Wednesday, September 8, 2010

Hot Time in the Old Town

Summer was pretty mild in my neck of the woods this year, but I’ve lived through enough scorchers to know how debilitating hot temperatures can be. Edward P. Kohn’s Hot Time in the Old Town: the Great Heat Wave of 1896 and the Making of Theodore Roosevelt is an intense narration of a killer heat wave that tortured New York City for ten days in August 1896. By the time it lifted, an estimated 1300 people were dead, along with William Jennings Bryan’s shot at the presidency.

New York turned into an inferno on August 5th. When temperatures rose to 100-plus degrees, working men and horses dropped dead in the streets and tenement dwellers broiled in their badly ventilated apartments. At night suffering city dwellers clustered on rooftops and along the piers, trying to suck cooler air into their overheated lungs.
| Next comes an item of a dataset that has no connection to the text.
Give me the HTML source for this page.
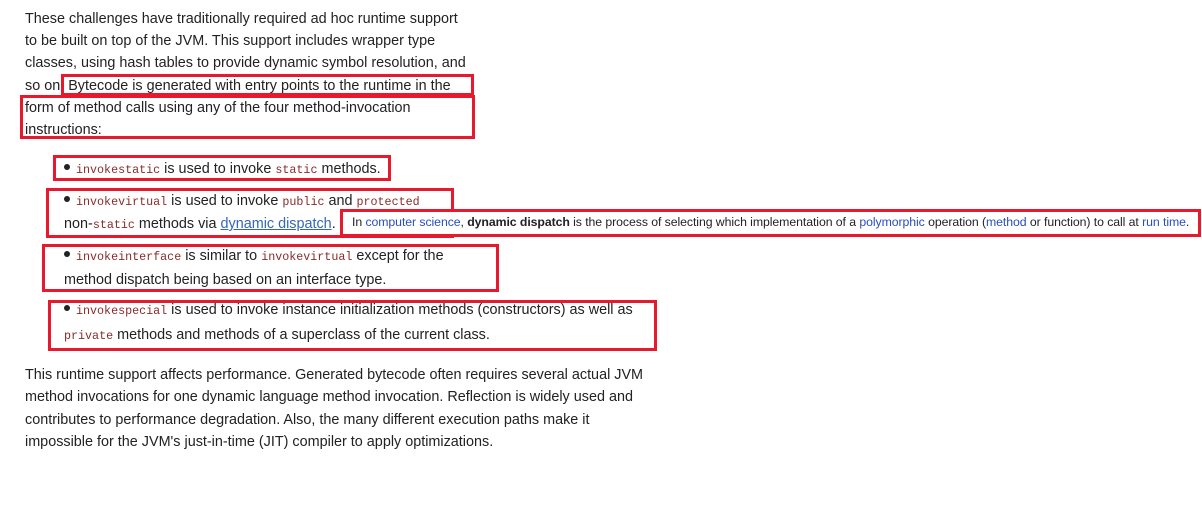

Police Commissioner Theodore Roosevelt stepped in where city officials would not, hosing down the reeking streets to lower the temperatures and raise the sanitation levels, and campaigning to provide free life-saving ice to the poor.

Small boys cooling their heads in a public fountain
Horses being cooled off in summertime New York

As this fight for life reached its zenith, William Jennings Bryan, populist from Nebraska and Democratic presidential nominee, came into town to convince the citizens of New York that they should elect him instead of Republican candidate William McKinley. But he was so wilted by a long, hot train trip across the country that he read his Madison Square Garden speech from a paper instead of giving the same type of oratory fireworks that secured him the Democratic nomination in the first place. The heat also proved too oppressive for his audience, which left in droves.
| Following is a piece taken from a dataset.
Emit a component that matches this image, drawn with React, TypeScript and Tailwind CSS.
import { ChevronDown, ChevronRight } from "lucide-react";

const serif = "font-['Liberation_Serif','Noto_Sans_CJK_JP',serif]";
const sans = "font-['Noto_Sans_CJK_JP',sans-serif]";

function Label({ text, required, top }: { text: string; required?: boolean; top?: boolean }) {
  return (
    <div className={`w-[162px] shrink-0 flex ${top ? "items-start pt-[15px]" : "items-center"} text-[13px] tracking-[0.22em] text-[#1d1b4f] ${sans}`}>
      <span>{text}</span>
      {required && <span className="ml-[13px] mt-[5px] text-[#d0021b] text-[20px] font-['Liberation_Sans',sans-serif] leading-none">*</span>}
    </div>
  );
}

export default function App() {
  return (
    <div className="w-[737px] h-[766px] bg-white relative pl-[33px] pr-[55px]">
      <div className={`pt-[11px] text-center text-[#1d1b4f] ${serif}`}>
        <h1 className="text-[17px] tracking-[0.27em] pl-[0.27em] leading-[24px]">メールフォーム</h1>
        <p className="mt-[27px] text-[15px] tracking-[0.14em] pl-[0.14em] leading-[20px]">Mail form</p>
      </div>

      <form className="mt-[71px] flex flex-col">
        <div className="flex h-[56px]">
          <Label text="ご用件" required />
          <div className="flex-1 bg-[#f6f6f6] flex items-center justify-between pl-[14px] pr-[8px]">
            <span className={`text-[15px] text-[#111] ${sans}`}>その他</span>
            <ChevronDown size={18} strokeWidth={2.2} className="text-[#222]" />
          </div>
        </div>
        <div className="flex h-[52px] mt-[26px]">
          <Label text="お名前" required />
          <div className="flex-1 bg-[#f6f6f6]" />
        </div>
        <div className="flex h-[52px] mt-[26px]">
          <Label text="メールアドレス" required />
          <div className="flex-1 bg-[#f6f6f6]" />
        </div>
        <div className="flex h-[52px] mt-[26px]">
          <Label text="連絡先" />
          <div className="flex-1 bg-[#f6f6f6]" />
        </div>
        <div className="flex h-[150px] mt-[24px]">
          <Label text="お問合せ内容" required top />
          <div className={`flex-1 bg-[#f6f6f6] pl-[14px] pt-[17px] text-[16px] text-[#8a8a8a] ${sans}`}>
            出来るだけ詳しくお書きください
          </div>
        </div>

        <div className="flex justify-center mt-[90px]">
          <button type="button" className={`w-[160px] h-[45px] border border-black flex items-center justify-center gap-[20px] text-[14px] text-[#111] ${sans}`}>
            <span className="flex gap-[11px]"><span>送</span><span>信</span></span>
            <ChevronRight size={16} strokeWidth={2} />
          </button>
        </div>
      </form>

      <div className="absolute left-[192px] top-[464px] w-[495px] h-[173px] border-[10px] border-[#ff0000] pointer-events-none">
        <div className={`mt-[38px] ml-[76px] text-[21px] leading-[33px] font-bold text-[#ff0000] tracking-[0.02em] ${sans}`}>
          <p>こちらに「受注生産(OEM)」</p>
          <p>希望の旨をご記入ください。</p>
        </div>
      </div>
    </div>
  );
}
Edward Kohn takes a well-rounded approach to this history of a forgotten natural disaster. His descriptions of a city under siege are unsettling in their specificity. He uses statistics when warranted, but prefers to put a human face on the disaster. We could forget a label like ‘victim number one’ but not the story of fifteen-month old Hyman Goldman, who had arrived with his parents from Russia nine months before and died from "exhaustion" on the heat wave's first day. Another tiny victim, Annie Botchkiss was born on August 6 in a rear tenement, and succumbed to the heat only five days later.
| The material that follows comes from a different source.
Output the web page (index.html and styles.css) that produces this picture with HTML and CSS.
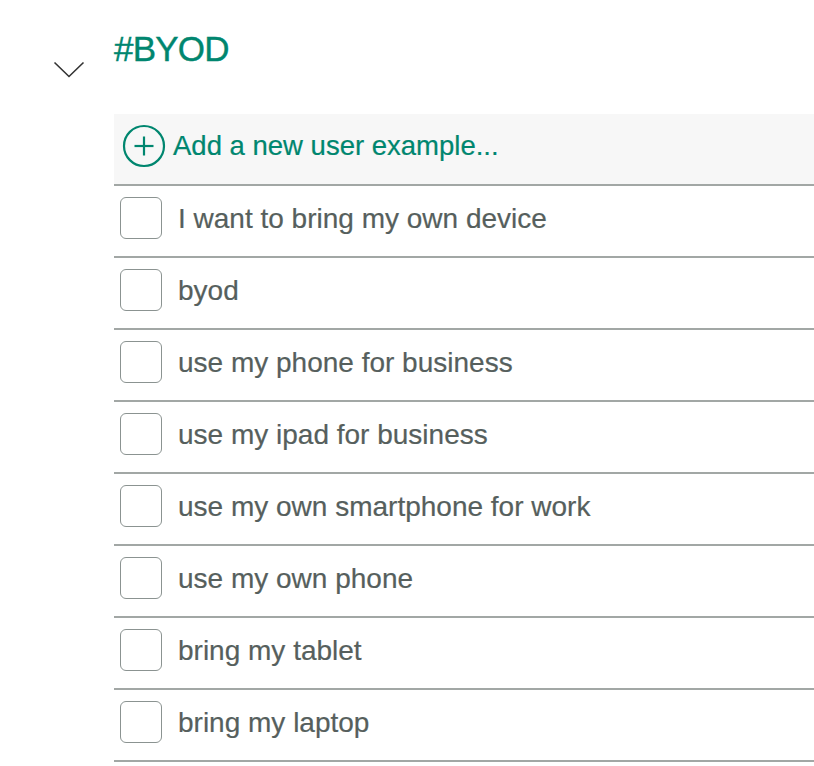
FILE: index.html
```html
<!DOCTYPE html>
<html>
<head>
<meta charset="utf-8">
<link rel="stylesheet" href="styles.css">
</head>
<body>
<div class="intent">
  <div class="toggle">
    <svg class="chevron" width="32" height="18" viewBox="0 0 32 18"><polyline points="1.5,1.5 16,15.5 30.5,1.5" fill="none" stroke="#333" stroke-width="1.6"/></svg>
  </div>
  <div class="content">
    <h1 class="title">#BYOD</h1>
    <ul class="examples">
      <li class="add-row">
        <svg class="plus" width="44" height="44" viewBox="0 0 44 44"><circle cx="22" cy="22" r="20" fill="none" stroke="#00866f" stroke-width="2.2"/><line x1="12.5" y1="22" x2="31.5" y2="22" stroke="#00866f" stroke-width="2.2"/><line x1="22" y1="12.5" x2="22" y2="31.5" stroke="#00866f" stroke-width="2.2"/></svg>
        <span class="add-label">Add a new user example...</span>
      </li>
      <li class="row"><span class="box"></span><span class="label">I want to bring my own device</span></li>
      <li class="row"><span class="box"></span><span class="label">byod</span></li>
      <li class="row"><span class="box"></span><span class="label">use my phone for business</span></li>
      <li class="row"><span class="box"></span><span class="label">use my ipad for business</span></li>
      <li class="row"><span class="box"></span><span class="label">use my own smartphone for work</span></li>
      <li class="row"><span class="box"></span><span class="label">use my own phone</span></li>
      <li class="row"><span class="box"></span><span class="label">bring my tablet</span></li>
      <li class="row"><span class="box"></span><span class="label">bring my laptop</span></li>
    </ul>
  </div>
</div>
</body>
</html>
```

FILE: styles.css
```css
html, body {
  margin: 0;
  padding: 0;
  background: #ffffff;
  font-family: "Liberation Sans", Arial, sans-serif;
}

.intent {
  display: flex;
}

.toggle {
  width: 114px;
  flex: none;
  padding-top: 61px;
  padding-left: 53px;
  box-sizing: border-box;
}

.chevron {
  display: block;
}

.content {
  flex: 1;
}

.title {
  margin: 0;
  padding-top: 29px;
  height: 114px;
  box-sizing: border-box;
  font-size: 35px;
  line-height: 40px;
  font-weight: normal;
  color: #00866f;
  letter-spacing: -0.8px;
  -webkit-text-stroke: 0.4px #00866f;
}

.examples {
  list-style: none;
  margin: 0;
  padding: 0;
}

.add-row {
  display: flex;
  align-items: center;
  height: 70px;
  background: #f7f7f7;
  border-bottom: 2px solid #a2a7a5;
  padding-left: 8px;
  gap: 7px;
}

.plus {
  display: block;
  flex: none;
  margin-top: -6px;
}

.add-label {
  font-size: 27.5px;
  color: #00866f;
  margin-top: -6px;
  -webkit-text-stroke: 0.2px #00866f;
}

.row {
  display: flex;
  align-items: center;
  height: 70px;
  border-bottom: 2px solid #a2a7a5;
  padding-left: 6px;
  gap: 16px;
}

.box {
  flex: none;
  width: 40px;
  height: 40px;
  border: 1.5px solid #8b9391;
  border-radius: 6px;
  margin-top: -6px;
}

.label {
  font-size: 28px;
  color: #565f5d;
  margin-top: -5px;
  -webkit-text-stroke: 0.2px #565f5d;
}
```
On the surface, a book that combines a killer heat wave and an electoral contest appears to be trying to mix literary apples with oranges. But Edward Kohn proves that not even a presidential candidate was immune to the heat’s negative impact.

Sunday, September 5, 2010

Death of an Overseer

While browsing the true crime offerings in the Sony e-book store, I discovered an Oxford University Press publication titled Death of an Overseer. The synopsis described it as a cultural and sociological re-interpretation of an 1857 murder in Adams County, Mississippi. I enjoy crime books that aren’t limited to a basic narrative so I bought it, despite its unusually high price for an e-book.

In May 1857 the battered corpse of Duncan Skinner, an overseer on a plantation owned by wealthy widow Clarissa Sharpe, was found in a wooded area near the estate. The original investigators concluded that he’d been killed by an accidental fall from his horse, but the dead man’s brother and other sceptical locals dug deeper and found evidence of murder. Three of Mrs. Sharpe’s slaves confessed to killing Skinner, whose harsh treatment of them was notorious, and were hanged after a brief and sensational trial.

Many Adams County residents believed that a fourth party should have joined them on the gallows: a white Irish laborer named John McCallin. During the investigation, several plantation slaves claimed that McCallin had actively incited the murder by telling them that if Skinner were dead, his way would be free to marry Clarissa Sharpe and give them all “better times.” But in 1857 Mississippi law forbade blacks from testifying against whites, and McCallin escaped arrest. He did not go unpunished, however: the plantation aristocrats ordered him out of the community. His intention to marry a social superior seemed to anger them more than his alleged crime.

Author Michael Wayne, a professor of American history, questions McCallin’s guilt. He analyzes the customs and prejudices of the antebellum South as well as the crime and its racially-biased investigation, and concludes that the Irishman may have been a scapegoat. This approach makes Death of an Overseer a detective story in some parts, a history and sociology lesson in others.

I was pleased to see that Wayne reproduced most of his primary sources verbatim and showed in painstaking detail how and why he reached a particular conclusion. He freely admits that the evidence is open to alternative interpretations and encourages the reader to play armchair detective by placing his voluminous research material at their disposal. (The book’s website at actively solicits new evidence and alternative theories.) This approach is a refreshing respite from the slew of authors who sprout fangs and claws when their ‘definitive’ accounts are questioned.